Figura franzina por fora e de aço por dentro

No meio de todos da Folha havia alguém que se devia amar porque estava de olho

Pensar na morte do Otavio Frias Filho só me deixa mais chateada ainda, quanto mais por não tê-lo conhecido, como parece que ninguém conhecia, e por minha timidez e pela timidez dele.

Tenho vergonha de patrões, não quero que me vejam de perto e gostaria de conhecê-los melhor, mas deixa pra lá, fica para outra.

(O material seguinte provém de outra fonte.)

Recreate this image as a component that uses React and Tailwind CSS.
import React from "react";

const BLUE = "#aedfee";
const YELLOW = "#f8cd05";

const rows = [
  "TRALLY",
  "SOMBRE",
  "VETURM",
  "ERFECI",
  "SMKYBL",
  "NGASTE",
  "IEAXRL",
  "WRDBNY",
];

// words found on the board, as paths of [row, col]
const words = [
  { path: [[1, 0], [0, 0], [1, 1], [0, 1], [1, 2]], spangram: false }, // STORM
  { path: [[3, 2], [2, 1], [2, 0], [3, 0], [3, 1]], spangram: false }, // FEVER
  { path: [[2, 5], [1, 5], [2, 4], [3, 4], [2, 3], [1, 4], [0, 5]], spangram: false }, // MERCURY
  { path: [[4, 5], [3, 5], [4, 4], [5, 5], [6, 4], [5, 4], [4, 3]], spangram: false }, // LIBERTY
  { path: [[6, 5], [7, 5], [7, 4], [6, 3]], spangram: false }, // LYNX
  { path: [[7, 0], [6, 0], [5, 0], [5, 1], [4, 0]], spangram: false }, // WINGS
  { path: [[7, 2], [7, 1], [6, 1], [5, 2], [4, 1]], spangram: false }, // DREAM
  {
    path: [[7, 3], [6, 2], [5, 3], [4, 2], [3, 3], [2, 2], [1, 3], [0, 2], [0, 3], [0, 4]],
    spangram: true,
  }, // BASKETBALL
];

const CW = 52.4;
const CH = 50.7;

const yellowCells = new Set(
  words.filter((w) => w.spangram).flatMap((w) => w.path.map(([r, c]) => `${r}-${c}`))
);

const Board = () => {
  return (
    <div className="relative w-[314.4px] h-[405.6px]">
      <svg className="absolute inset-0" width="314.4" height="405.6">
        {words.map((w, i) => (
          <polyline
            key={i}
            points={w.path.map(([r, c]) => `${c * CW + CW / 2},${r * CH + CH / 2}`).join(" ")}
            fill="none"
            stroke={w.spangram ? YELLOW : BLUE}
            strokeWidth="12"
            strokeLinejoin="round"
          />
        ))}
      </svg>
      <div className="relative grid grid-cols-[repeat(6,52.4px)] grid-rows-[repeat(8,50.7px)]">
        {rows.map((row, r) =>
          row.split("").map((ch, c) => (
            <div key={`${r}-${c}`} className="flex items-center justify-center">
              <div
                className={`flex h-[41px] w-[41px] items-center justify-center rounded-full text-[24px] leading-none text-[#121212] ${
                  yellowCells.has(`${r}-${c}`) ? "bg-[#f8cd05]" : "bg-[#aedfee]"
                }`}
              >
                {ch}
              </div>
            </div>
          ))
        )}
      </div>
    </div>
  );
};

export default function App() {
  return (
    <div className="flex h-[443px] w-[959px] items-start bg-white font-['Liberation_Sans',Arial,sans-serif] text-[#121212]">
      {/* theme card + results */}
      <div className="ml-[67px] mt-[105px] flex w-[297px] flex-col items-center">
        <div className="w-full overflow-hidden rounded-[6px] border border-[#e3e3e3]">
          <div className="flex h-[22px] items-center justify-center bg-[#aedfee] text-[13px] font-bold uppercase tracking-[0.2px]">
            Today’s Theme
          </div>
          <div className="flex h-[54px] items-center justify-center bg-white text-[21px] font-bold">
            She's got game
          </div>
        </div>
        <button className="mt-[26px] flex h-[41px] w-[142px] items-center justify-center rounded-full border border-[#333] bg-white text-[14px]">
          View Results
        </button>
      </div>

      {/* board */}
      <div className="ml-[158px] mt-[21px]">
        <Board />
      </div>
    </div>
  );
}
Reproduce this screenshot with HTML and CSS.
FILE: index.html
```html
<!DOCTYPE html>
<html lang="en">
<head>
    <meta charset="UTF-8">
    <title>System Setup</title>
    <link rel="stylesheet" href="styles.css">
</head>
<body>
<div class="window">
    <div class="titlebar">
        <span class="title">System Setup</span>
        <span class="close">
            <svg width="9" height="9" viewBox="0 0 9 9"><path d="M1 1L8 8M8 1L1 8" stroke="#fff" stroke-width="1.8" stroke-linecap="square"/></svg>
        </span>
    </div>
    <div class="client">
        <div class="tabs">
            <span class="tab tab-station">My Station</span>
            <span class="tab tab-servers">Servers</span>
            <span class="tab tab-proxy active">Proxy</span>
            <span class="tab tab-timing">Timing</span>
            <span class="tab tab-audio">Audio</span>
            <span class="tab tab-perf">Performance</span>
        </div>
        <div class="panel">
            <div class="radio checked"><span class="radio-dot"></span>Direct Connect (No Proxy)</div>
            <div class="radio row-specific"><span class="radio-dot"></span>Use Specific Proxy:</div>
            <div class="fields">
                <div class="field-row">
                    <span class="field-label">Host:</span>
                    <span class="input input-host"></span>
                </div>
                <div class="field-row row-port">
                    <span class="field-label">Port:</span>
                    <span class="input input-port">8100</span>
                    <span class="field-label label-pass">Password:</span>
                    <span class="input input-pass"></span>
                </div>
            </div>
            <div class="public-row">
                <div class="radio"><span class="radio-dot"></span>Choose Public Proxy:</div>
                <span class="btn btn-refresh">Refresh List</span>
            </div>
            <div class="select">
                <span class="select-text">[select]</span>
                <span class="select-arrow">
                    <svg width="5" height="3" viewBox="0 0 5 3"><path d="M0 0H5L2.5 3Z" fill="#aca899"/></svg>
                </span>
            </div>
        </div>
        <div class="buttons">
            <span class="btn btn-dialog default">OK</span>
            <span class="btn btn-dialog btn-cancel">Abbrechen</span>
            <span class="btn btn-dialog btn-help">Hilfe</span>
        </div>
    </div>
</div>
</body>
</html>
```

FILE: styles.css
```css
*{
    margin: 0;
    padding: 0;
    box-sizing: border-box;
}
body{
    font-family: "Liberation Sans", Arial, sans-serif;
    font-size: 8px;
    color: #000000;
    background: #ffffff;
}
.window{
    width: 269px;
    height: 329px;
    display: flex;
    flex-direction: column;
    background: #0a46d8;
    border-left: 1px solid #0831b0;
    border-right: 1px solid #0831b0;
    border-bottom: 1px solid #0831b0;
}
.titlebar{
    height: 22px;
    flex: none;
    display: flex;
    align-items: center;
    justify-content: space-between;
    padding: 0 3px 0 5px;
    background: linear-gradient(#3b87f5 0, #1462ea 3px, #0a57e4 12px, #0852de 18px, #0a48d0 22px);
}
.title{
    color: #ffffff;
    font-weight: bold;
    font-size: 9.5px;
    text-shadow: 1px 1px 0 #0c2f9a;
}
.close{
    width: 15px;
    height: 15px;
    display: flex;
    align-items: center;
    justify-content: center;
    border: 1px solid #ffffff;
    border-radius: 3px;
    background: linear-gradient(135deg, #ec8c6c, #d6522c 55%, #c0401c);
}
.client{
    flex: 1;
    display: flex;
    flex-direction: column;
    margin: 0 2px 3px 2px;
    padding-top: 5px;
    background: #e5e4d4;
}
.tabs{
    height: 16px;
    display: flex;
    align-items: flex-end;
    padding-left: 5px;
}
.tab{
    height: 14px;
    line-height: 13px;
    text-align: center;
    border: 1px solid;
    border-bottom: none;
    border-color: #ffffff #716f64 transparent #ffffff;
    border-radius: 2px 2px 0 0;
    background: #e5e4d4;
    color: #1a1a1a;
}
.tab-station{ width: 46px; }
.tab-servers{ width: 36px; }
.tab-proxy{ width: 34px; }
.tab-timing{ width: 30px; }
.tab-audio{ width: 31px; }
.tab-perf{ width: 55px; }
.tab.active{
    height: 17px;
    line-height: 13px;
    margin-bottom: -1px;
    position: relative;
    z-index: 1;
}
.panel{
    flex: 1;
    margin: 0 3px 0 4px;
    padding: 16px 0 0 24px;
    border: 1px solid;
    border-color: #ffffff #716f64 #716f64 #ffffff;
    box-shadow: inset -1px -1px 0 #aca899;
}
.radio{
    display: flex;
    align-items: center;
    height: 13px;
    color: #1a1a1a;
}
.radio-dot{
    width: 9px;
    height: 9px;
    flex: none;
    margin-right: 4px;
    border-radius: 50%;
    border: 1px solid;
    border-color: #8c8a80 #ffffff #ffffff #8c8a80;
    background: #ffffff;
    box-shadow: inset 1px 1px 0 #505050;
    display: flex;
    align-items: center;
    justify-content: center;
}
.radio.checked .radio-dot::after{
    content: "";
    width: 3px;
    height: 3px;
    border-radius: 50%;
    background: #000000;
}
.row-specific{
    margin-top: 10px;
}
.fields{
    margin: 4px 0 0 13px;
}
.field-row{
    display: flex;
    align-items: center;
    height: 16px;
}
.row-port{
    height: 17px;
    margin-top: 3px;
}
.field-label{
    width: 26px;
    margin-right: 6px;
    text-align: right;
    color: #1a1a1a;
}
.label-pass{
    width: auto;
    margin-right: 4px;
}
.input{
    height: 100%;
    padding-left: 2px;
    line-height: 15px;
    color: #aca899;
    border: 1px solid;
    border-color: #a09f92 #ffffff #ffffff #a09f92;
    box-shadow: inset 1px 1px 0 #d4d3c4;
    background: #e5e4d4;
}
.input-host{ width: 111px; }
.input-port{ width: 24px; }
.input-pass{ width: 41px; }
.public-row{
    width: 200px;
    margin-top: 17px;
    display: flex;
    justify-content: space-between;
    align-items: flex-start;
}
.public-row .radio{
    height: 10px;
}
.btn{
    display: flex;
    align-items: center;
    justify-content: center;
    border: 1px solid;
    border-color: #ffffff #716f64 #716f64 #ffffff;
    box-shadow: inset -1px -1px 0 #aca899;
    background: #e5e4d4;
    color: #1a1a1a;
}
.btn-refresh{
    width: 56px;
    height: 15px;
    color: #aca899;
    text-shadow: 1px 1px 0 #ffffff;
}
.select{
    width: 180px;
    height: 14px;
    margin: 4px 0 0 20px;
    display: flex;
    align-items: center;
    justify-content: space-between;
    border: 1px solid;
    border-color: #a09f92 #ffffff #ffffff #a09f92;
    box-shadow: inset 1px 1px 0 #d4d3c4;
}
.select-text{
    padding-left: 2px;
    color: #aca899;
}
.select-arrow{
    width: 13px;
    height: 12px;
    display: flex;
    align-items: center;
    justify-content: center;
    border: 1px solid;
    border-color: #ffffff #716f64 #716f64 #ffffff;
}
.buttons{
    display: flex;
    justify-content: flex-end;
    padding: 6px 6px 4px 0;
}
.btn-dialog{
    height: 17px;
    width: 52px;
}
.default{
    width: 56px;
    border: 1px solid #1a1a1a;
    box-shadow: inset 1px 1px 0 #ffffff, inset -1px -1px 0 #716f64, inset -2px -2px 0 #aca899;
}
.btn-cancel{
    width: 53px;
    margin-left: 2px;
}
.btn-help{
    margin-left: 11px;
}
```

Entrei na redação da Folha pela primeira e última vez quando me admitiram lá para escrever receitas de panquecas, lugar cedido pelo meu amigo Josimar Melo. Fiquei bem quieta, sabia que era um posto cobiçado, escrever sobre panquecas na Folha, e temia que me roubassem o emprego antes que começasse.

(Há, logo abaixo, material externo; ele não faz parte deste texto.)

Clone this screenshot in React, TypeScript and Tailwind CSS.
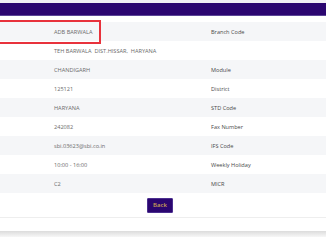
import React from 'react';

const rows: [string, string][] = [
  ['ADB BARWALA', 'Branch Code'],
  ['TEH BARWALA  DIST.HISSAR,  HARYANA', ''],
  ['CHANDIGARH', 'Module'],
  ['125121', 'District'],
  ['HARYANA', 'STD Code'],
  ['242082', 'Fax Number'],
  ['sbi.03623@sbi.co.in', 'IFS Code'],
  ['10:00 - 16:00', 'Weekly Holiday'],
  ['C2', 'MICR'],
];

export default function App() {
  return (
    <div className="relative h-[245px] w-[326px] overflow-hidden bg-white font-['Open_Sans',sans-serif]">
      {/* top bar */}
      <div className="h-[3px] bg-[#f1eff5]" />
      <div className="h-[13px] border-b border-[#5b4596] bg-[#2b0670]" />
      <div className="h-[6px]" />

      {/* detail rows */}
      {rows.map(([value, label], i) => (
        <div
          key={i}
          className={`flex h-[19px] items-center pt-px text-[5.6px] ${
            i % 2 === 0 ? 'bg-[#f5f6f8]' : 'bg-white'
          }`}
        >
          <span className="w-[211px] shrink-0 whitespace-pre pl-[54px] text-[#6b6b6b]">{value}</span>
          <span className="whitespace-nowrap text-[#4a4a4a]">{label}</span>
        </div>
      ))}

      {/* back button */}
      <div className="flex h-[25px] items-center justify-center border-b border-[#eeeeee] pr-[6px]">
        <button className="h-[15px] w-[26px] rounded-[1px] border border-[#4b2f8f] bg-[#2b0670] text-[6px] font-semibold text-[#c9a055]">
          Back
        </button>
      </div>
      <div className="h-[13px] bg-white" />
      <div className="h-[6px] bg-gradient-to-b from-[#dcdcdc] to-[#f7f7f7]" />

      {/* highlight box */}
      <div className="absolute left-[-4px] top-[20px] h-[24px] w-[105px] border-2 border-[#e8323c]" />
    </div>
  );
}
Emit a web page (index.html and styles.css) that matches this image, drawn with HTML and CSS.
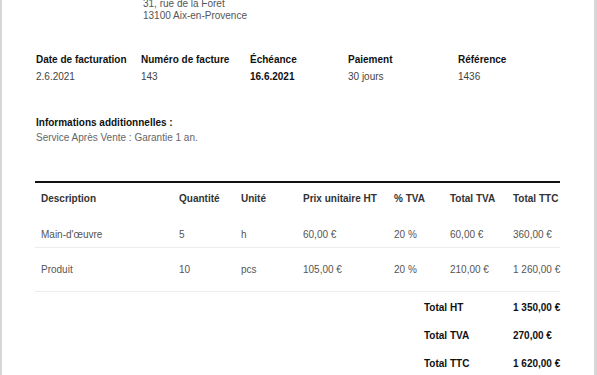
FILE: index.html
```html
<!DOCTYPE html>
<html lang="fr">
<head>
<meta charset="utf-8">
<title>Facture</title>
<link rel="stylesheet" href="styles.css">
</head>
<body>
<div class="page">
  <div class="address">
    <div>31, rue de la Foret</div>
    <div>13100 Aix-en-Provence</div>
  </div>

  <div class="meta">
    <div class="meta-col c1">
      <div class="meta-label">Date de facturation</div>
      <div class="meta-value">2.6.2021</div>
    </div>
    <div class="meta-col c2">
      <div class="meta-label">Numéro de facture</div>
      <div class="meta-value">143</div>
    </div>
    <div class="meta-col c3">
      <div class="meta-label">Échéance</div>
      <div class="meta-value strong">16.6.2021</div>
    </div>
    <div class="meta-col c4">
      <div class="meta-label">Paiement</div>
      <div class="meta-value">30 jours</div>
    </div>
    <div class="meta-col c5">
      <div class="meta-label">Référence</div>
      <div class="meta-value">1436</div>
    </div>
  </div>

  <div class="notes">
    <div class="notes-title">Informations additionnelles :</div>
    <div class="notes-text">Service Après Vente : Garantie 1 an.</div>
  </div>

  <table class="items">
    <colgroup>
      <col class="w-desc"><col class="w-qty"><col class="w-unit"><col class="w-price"><col class="w-vat"><col class="w-tvat"><col class="w-ttc">
    </colgroup>
    <thead>
      <tr>
        <th>Description</th>
        <th>Quantité</th>
        <th>Unité</th>
        <th>Prix unitaire HT</th>
        <th>% TVA</th>
        <th>Total TVA</th>
        <th>Total TTC</th>
      </tr>
    </thead>
    <tbody>
      <tr class="first">
        <td>Main-d'œuvre</td>
        <td>5</td>
        <td>h</td>
        <td>60,00 €</td>
        <td>20 %</td>
        <td>60,00 €</td>
        <td>360,00 €</td>
      </tr>
      <tr>
        <td>Produit</td>
        <td>10</td>
        <td>pcs</td>
        <td>105,00 €</td>
        <td>20 %</td>
        <td>210,00 €</td>
        <td>1 260,00 €</td>
      </tr>
    </tbody>
  </table>

  <div class="totals">
    <div class="total-row"><span class="t-label">Total HT</span><span class="t-value">1 350,00 €</span></div>
    <div class="total-row"><span class="t-label">Total TVA</span><span class="t-value">270,00 €</span></div>
    <div class="total-row"><span class="t-label">Total TTC</span><span class="t-value">1 620,00 €</span></div>
  </div>
</div>
</body>
</html>
```

FILE: styles.css
```css
html, body {
  margin: 0;
  padding: 0;
}

body {
  background: #d7d7d7;
  font-family: "Liberation Sans", Arial, sans-serif;
  font-size: 10px;
  line-height: 12px;
  color: #111;
}

.page {
  margin: 0 3px 0 2px;
  background: #fff;
  padding: 0 0 0 33px;
  height: 375px;
  overflow: hidden;
}

.address {
  margin-top: -2px;
  margin-left: 108px;
  color: #555;
}

.meta {
  display: flex;
  margin-top: 32px;
  padding-left: 1px;
}

.meta-col.c1 { width: 105px; }
.meta-col.c2 { width: 109px; }
.meta-col.c3 { width: 98px; }
.meta-col.c4 { width: 110px; }
.meta-col.c5 { width: 100px; }

.meta-label {
  font-weight: bold;
  color: #111;
}

.meta-value {
  margin-top: 5px;
  color: #444;
}

.meta-value.strong {
  font-weight: bold;
  color: #111;
}

.notes {
  margin-top: 34px;
  padding-left: 1px;
}

.notes-title {
  font-weight: bold;
  color: #111;
}

.notes-text {
  margin-top: 3px;
  color: #666;
}

.items {
  margin-top: 37px;
  width: 525px;
  border-collapse: collapse;
  table-layout: fixed;
  border-top: 2px solid #111;
}

.w-desc { width: 138px; }
.w-qty { width: 62px; }
.w-unit { width: 62px; }
.w-price { width: 91px; }
.w-vat { width: 56px; }
.w-tvat { width: 63px; }
.w-ttc { width: 53px; }

.items th {
  text-align: left;
  font-weight: bold;
  color: #333;
  padding: 10px 0 16px 6px;
  white-space: nowrap;
}

.items td {
  color: #555;
  padding: 16px 0 15px 6px;
  border-bottom: 1px solid #ececec;
  white-space: nowrap;
}

.items tr.first td {
  padding-top: 8px;
  padding-bottom: 6px;
}

.totals {
  width: 525px;
  margin-top: 2px;
  display: flex;
  flex-direction: column;
  align-items: flex-end;
}

.total-row {
  display: flex;
  padding: 8px 0;
  font-weight: bold;
  color: #111;
}

.t-label {
  width: 89px;
}

.t-value {
  width: 47px;
  white-space: nowrap;
}
```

E a minha vida passou a ser dominada pelo que eu chamava de "meninos". Eu era casada, com filhos, tinha um bufê recém-aberto e os meninos queriam o meu sangue, queriam me comer viva. A função deles era pedir matéria, passar recado, censurar as “viúvas” e os parágrafos, dizer que as minhas crônicas não valiam um tostão furado. Só que jamais emitiam essas opiniões na primeira pessoa. “Eles” queriam mais toques, “eles” não gostam de sardinha, “eles” querem que você ponha o endereço da mangueira que mencionou na matéria. Mas, menino, é crônica, e mangueira não tem endereço! "Mas eles querem o endereço". Era de chorar. “Eles” nos odiavam, queriam nos ver longe. Claro que essa figura se materializava para nós, novatos, na figura do chefe, na figura do Otavio, lá, sério, numa escrivaninha, alterando as nossas vidas, contando quantas colheres de açúcar púnhamos no bolo.

Muitas vezes os meninos não telefonavam mais ou paravam de atender o telefone. Era sinal de que estávamos sem emprego, dispensados. “Eles” haviam resolvido isso. Eu corria para os pacificadores, para Sérgio Dávila ou Suzana Singer. Resolviam meus problemas, mas “eles” continuavam de sobreaviso, prontos a atacar à menor possibilidade.

Um dia foi tudo esclarecido, por um dos meninos mesmo, num momento de desespero. “Você não entende? Entramos para a Folha como o orgulho de nossas mães, a promessa de nosso futuro, a certeza de ombrear com a elite intelectual, com os assassinos, com tudo que é notório, e acabamos aqui com você, editando receita de empadinha! Culinária? E a economia, e a política? E a glória?”

Foi daí que um dia aconteceu aquilo que já contei. Aquele chefe Otavio, que não gostava de sardinhas e parágrafos, estava ao telefone e queria me dizer que não fora despedida. Que deveria ficar, tirasse umas férias, mas ficasse. Ele iria estar de olho para ver se eu cumpria a promessa. E um dia, acho que na festa de 80 anos da Folha, disse baixinho que lia as minhas coisas e gostava. Nem sei direito se isso é verdade ou "wishful thinking". Juro, não sei. Nessas alturas eu já admirava a figura franzina por fora e de aço por dentro, que escrevia, que ia aos confins provar ayahuasca, sabe, era um pouco o infante D. Miguel que levantava os Jacintos do lajedo quando escorregavam em cascas de laranja.

Acreditem, nem preciso repetir, desenvolvi uma fidelidade doentia, são 30 anos de acreditar na Folha e não aceitar convite nem do New York Times, se me convidassem. Acho que foi isso, no meio de todos “eles” havia alguém que se devia amar porque estava de olho. Nada melhor do que viver a vida com alguém de olho. É só o que importa.